The SpaceSaving$\pm$ Family of Algorithms for Data Streams with Bounded Deletions
Fuheng Zhao, Divyakant Agrawal, Amr El Abbadi, Claire Mathieu, Ahmed Metwally, Michel de Rougemont
TL;DR
This work extends the SpaceSaving$\pm$ framework to data streams with bounded deletions and interleaved insertions/deletions, addressing a gap where prior SpaceSaving$\pm$ approaches required non-interleaved streams. It introduces three algorithms—Double SpaceSaving$\pm$, Unbiased Double SpaceSaving$\pm$, and Integrated SpaceSaving$\pm$—all operating in $O\left(\frac{\alpha}{\epsilon}\right)$ space and providing deterministic or unbiased frequency estimates and heavy hitters with provable residual and, under mild skew assumptions, relative error guarantees. The authors also prove mergeability for distributed execution and present tighter, residual-based analyses that tighten error bounds compared to insertion-only models. Empirical results on Zipfian and YCSB-like workloads show that Integrated SpaceSaving$\pm$ often delivers the best accuracy in frequency estimation, while all proposed methods outperform traditional linear sketches for large-scale, memory-constrained settings in identifying heavy hitters. Overall, the SpaceSaving$\pm$ family offers practical, scalable tools for real-time frequency analysis in streaming systems with deletions and interleaving updates.
Abstract
In this paper, we present an advanced analysis of near optimal algorithms that use limited space to solve the frequency estimation, heavy hitters, frequent items, and top-k approximation in the bounded deletion model. We define the family of SpaceSaving$\pm$ algorithms and explain why the original SpaceSaving$\pm$ algorithm only works when insertions and deletions are not interleaved. Next, we propose the new Double SpaceSaving$\pm$, Unbiased Double SpaceSaving$\pm$, and Integrated SpaceSaving$\pm$ and prove their correctness.
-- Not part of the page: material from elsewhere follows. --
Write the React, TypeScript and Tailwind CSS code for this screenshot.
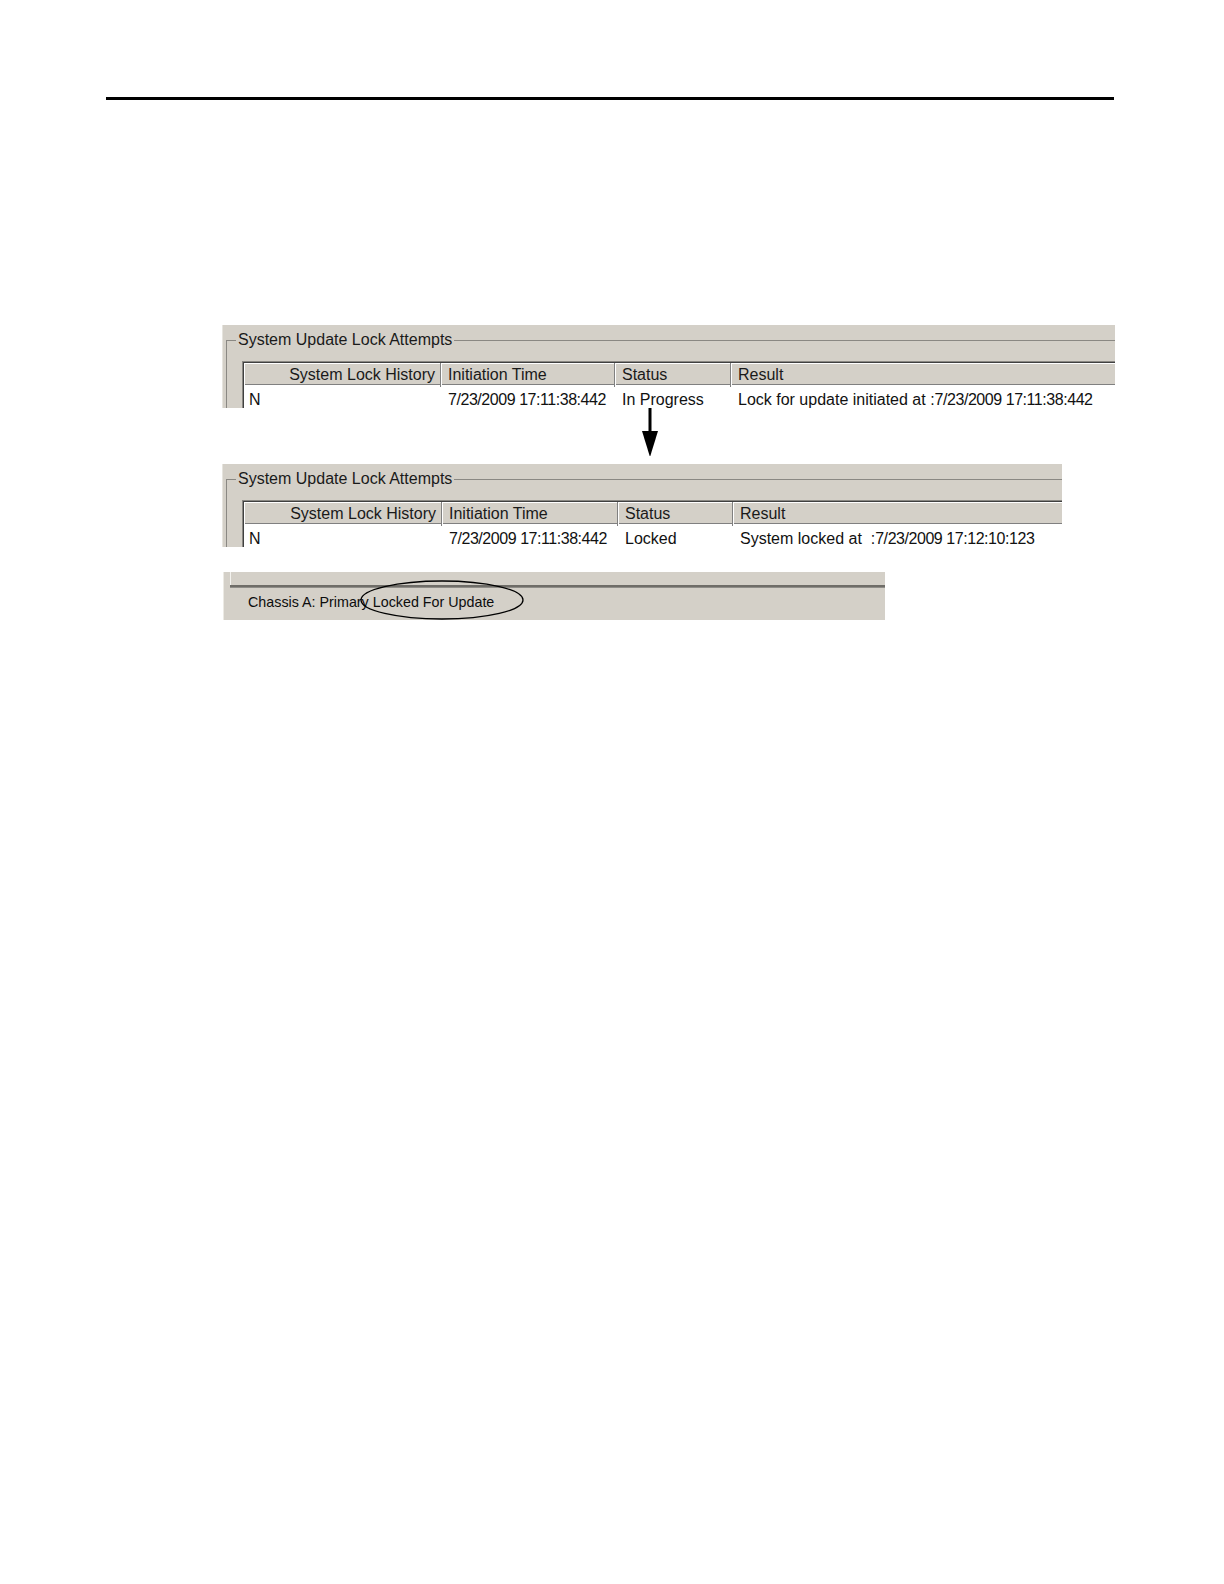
const font = { fontFamily: '"Liberation Sans", Arial, sans-serif' }

type Col = { label: string; w: number; right?: boolean }

// dates in the original bitmap font run a little narrower than Liberation's digits
const isDate = (t: string) => /^\d+\/\d+\/\d+/.test(t)

function LockPanel({ width, cols, last, row }: { width: number; cols: Col[]; last: string; row: string[] }) {
  const tpl = cols.map(c => `${c.w}px`).join(' ') + ' 1fr'
  return (
    <div
      className="bg-[#d4d0c8] h-[83px] overflow-hidden border-l border-[#e6e4de]"
      style={{ width }}
    >
      <fieldset className="ml-[3px] mt-[6px] border-t border-l border-[#8a8883]">
        <legend className="ml-[9px] px-[2px] text-[16px] leading-[18px] text-[#1a1a1a] bg-[#d4d0c8] whitespace-nowrap">
          System Update Lock Attempts
        </legend>
        <div className="ml-[15px] mt-[12px] border-t border-l border-[#8a8883]">
          <div className="border-t border-l border-[#404040]">
            <div className="grid border-b border-[#808080] h-[22px]" style={{ gridTemplateColumns: tpl }}>
              {cols.map(c => (
                <div
                  key={c.label}
                  className={`flex items-center border-r border-[#808080] shadow-[inset_1px_1px_0_#ffffff] text-[16px] text-[#1a1a1a] whitespace-nowrap ${c.right ? 'justify-end pr-[5px]' : 'pl-[7px]'}`}
                >
                  {c.label}
                </div>
              ))}
              <div className="flex items-center pl-[7px] shadow-[inset_1px_1px_0_#ffffff] text-[16px] text-[#1a1a1a] whitespace-nowrap">
                {last}
              </div>
            </div>
            <div className="grid bg-white h-[40px] pt-[6px]" style={{ gridTemplateColumns: tpl }}>
              {row.map((t, i) => (
                <div
                  key={i}
                  className={`text-[16px] leading-[18px] text-[#111] whitespace-pre ${i === 0 ? 'pl-[5px]' : 'pl-[7px]'} ${isDate(t) ? 'tracking-[-0.45px]' : ''}`}
                >
                  {i === 3 ? (
                    <>
                      {t.split(':7/')[0]}:
                      <span className="tracking-[-0.45px]">7/{t.split(':7/')[1]}</span>
                    </>
                  ) : t}
                </div>
              ))}
            </div>
          </div>
        </div>
      </fieldset>
    </div>
  )
}

export default function App() {
  return (
    <div className="w-[1224px] h-[1584px] bg-white pt-[97px]" style={font}>
      <div className="ml-[106px] w-[1008px] h-[3px] bg-black" />

      <div className="mt-[225px] ml-[222px]">
        <LockPanel
          width={893}
          cols={[
            { label: 'System Lock History', w: 197, right: true },
            { label: 'Initiation Time', w: 174 },
            { label: 'Status', w: 116 },
          ]}
          last="Result"
          row={['N', '7/23/2009 17:11:38:442', 'In Progress', 'Lock for update initiated at :7/23/2009 17:11:38:442']}
        />
      </div>

      <div className="ml-[641px] h-[48px]">
        <svg width="18" height="48" viewBox="0 0 18 48">
          <rect x="7.5" y="0" width="3" height="25" fill="#000" />
          <polygon points="1,23 17,23 9,49" fill="#000" />
        </svg>
      </div>

      <div className="mt-[8px] ml-[222px]">
        <LockPanel
          width={840}
          cols={[
            { label: 'System Lock History', w: 198, right: true },
            { label: 'Initiation Time', w: 176 },
            { label: 'Status', w: 115 },
          ]}
          last="Result"
          row={['N', '7/23/2009 17:11:38:442', 'Locked', 'System locked at  :7/23/2009 17:12:10:123']}
        />
      </div>

      <div className="relative mt-[25px] ml-[223px] w-[662px] h-[48px] bg-[#d4d0c8] border-l border-[#eceae4]">
        <div className="ml-[6px] h-[13px] border-l border-[#f4f3ef]" />
        <div className="ml-[6px] h-[3px] bg-[#6f6d68] border-b border-[#8f8d88]" />
        <div className="pl-[24px] pt-[5px] text-[14.3px] leading-[18px] text-[#0d0d0d] whitespace-pre">
          Chassis A: Primary Locked For Update
        </div>
        <svg
          className="absolute left-[136px] top-[8px] overflow-visible"
          width="164"
          height="40"
          viewBox="0 0 164 40"
        >
          <ellipse cx="82" cy="20" rx="81" ry="19" fill="none" stroke="#000" strokeWidth="1.3" />
        </svg>
      </div>
    </div>
  )
}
The three proposed algorithms represent different trade-offs, in which Double SpaceSaving$\pm$ can be extended to provide unbiased estimations while Integrated SpaceSaving$\pm$ uses less space. Since data streams are often skewed, we present an improved analysis of these algorithms and show that errors do not depend on the hot items. We also demonstrate how to achieve relative error guarantees under mild assumptions. Moreover, we establish that the important mergeability property is satisfied by all three algorithms, which is essential for running the algorithms in distributed settings.